The Battery Conservancy, which maintains the park — and presided over the nearly year-long wait for the Oval’s opening — isn’t eager to see the lawn hijacked by a memorial either.

“I think it should be the lawn it was always envisioned as,” said Warrie Price, president of the conservancy. “Downtown has waited a long time to sunbathe, picnic, and have a place of leisure, and it should stay as the place it’s always been meant as.”

It’s unclear exactly what support Norton hopes to get from the city — whether she simply requires a site for the monument or if the sculptor expects the city to pitch in with funding for the project. Neither Norton nor the TASC Group returned calls for comment by press time.

The Parks Department, which has the final say, said it is not currently interested in a permanent monument, but it might consider a temporary installation, and directed Norton to its website for instructions on how to properly submit a proposal.

“While NYC Parks is not currently considering such permanent proposals, as New York City’s greatest public gallery we are always open to proposals for temporary artworks that beautify our parks and honor our city’s history and culture,” the agency said in a statement. “NYC Parks does have other resources for artists to propose temporary artworks—also highly competitive—detailed information can be found in the Arts & Antiquities section of Parks’ website.”

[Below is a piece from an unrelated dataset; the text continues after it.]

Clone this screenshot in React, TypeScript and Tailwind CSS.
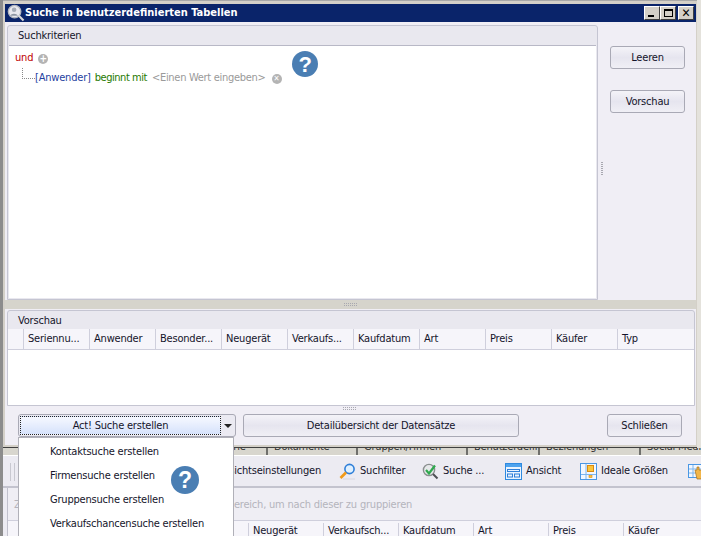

Rendering by TASC Group The memorial — centered on a fountain that would occasionally send a jet of water 50 feet in the air — is being pitched for the center of the Oval lawn in The Battery, but local stakeholders are loath to give up precious parkland for a monument that nobody asked for.

Rendering by TASC Group
The memorial — centered on a fountain that would occasionally send a jet of water 50 feet in the air — is being pitched for the center of the Oval lawn in The Battery, but local stakeholders are loath to give up precious parkland for a monument that nobody asked for.